Leave out the images and repeat the listing below without a single change.

DATA SEGMENT
START

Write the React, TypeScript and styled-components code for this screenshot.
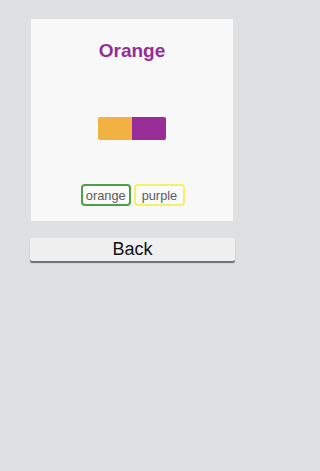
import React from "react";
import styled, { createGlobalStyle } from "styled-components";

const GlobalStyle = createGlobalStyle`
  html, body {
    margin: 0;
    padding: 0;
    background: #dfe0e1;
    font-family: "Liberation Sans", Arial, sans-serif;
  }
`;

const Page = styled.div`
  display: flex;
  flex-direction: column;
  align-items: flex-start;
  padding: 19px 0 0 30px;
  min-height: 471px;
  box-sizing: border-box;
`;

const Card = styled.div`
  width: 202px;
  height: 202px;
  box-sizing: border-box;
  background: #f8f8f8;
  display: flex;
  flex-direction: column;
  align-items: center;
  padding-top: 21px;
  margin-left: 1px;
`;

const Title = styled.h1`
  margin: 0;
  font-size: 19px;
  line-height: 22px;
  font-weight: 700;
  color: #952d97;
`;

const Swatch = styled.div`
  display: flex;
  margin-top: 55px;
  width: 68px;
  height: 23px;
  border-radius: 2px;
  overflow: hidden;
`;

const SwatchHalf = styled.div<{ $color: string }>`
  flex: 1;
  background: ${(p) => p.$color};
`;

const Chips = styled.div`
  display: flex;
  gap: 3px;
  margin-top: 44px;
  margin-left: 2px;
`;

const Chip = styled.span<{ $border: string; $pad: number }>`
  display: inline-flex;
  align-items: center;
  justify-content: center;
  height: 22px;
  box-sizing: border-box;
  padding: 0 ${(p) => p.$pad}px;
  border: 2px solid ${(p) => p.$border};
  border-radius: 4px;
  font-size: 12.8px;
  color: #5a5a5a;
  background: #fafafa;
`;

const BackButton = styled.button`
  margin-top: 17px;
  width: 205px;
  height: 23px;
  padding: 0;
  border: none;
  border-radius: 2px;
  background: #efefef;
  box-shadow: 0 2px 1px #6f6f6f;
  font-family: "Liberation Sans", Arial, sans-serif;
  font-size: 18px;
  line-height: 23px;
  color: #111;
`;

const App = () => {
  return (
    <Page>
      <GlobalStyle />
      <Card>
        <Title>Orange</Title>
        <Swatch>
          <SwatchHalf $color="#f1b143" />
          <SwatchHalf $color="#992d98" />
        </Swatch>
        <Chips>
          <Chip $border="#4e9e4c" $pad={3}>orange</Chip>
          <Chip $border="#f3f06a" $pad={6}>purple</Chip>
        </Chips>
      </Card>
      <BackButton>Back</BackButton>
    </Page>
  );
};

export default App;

END

FULL SOLUTION
Write the React, TypeScript and styled-components code for this screenshot.
import React from "react";
import styled, { createGlobalStyle } from "styled-components";

const GlobalStyle = createGlobalStyle`
  html, body {
    margin: 0;
    padding: 0;
    background: #dfe0e1;
    font-family: "Liberation Sans", Arial, sans-serif;
  }
`;

const Page = styled.div`
  display: flex;
  flex-direction: column;
  align-items: flex-start;
  padding: 19px 0 0 30px;
  min-height: 471px;
  box-sizing: border-box;
`;

const Card = styled.div`
  width: 202px;
  height: 202px;
  box-sizing: border-box;
  background: #f8f8f8;
  display: flex;
  flex-direction: column;
  align-items: center;
  padding-top: 21px;
  margin-left: 1px;
`;

const Title = styled.h1`
  margin: 0;
  font-size: 19px;
  line-height: 22px;
  font-weight: 700;
  color: #952d97;
`;

const Swatch = styled.div`
  display: flex;
  margin-top: 55px;
  width: 68px;
  height: 23px;
  border-radius: 2px;
  overflow: hidden;
`;

const SwatchHalf = styled.div<{ $color: string }>`
  flex: 1;
  background: ${(p) => p.$color};
`;

const Chips = styled.div`
  display: flex;
  gap: 3px;
  margin-top: 44px;
  margin-left: 2px;
`;

const Chip = styled.span<{ $border: string; $pad: number }>`
  display: inline-flex;
  align-items: center;
  justify-content: center;
  height: 22px;
  box-sizing: border-box;
  padding: 0 ${(p) => p.$pad}px;
  border: 2px solid ${(p) => p.$border};
  border-radius: 4px;
  font-size: 12.8px;
  color: #5a5a5a;
  background: #fafafa;
`;

const BackButton = styled.button`
  margin-top: 17px;
  width: 205px;
  height: 23px;
  padding: 0;
  border: none;
  border-radius: 2px;
  background: #efefef;
  box-shadow: 0 2px 1px #6f6f6f;
  font-family: "Liberation Sans", Arial, sans-serif;
  font-size: 18px;
  line-height: 23px;
  color: #111;
`;

const App = () => {
  return (
    <Page>
      <GlobalStyle />
      <Card>
        <Title>Orange</Title>
        <Swatch>
          <SwatchHalf $color="#f1b143" />
          <SwatchHalf $color="#992d98" />
        </Swatch>
        <Chips>
          <Chip $border="#4e9e4c" $pad={3}>orange</Chip>
          <Chip $border="#f3f06a" $pad={6}>purple</Chip>
        </Chips>
      </Card>
      <BackButton>Back</BackButton>
    </Page>
  );
};

export default App;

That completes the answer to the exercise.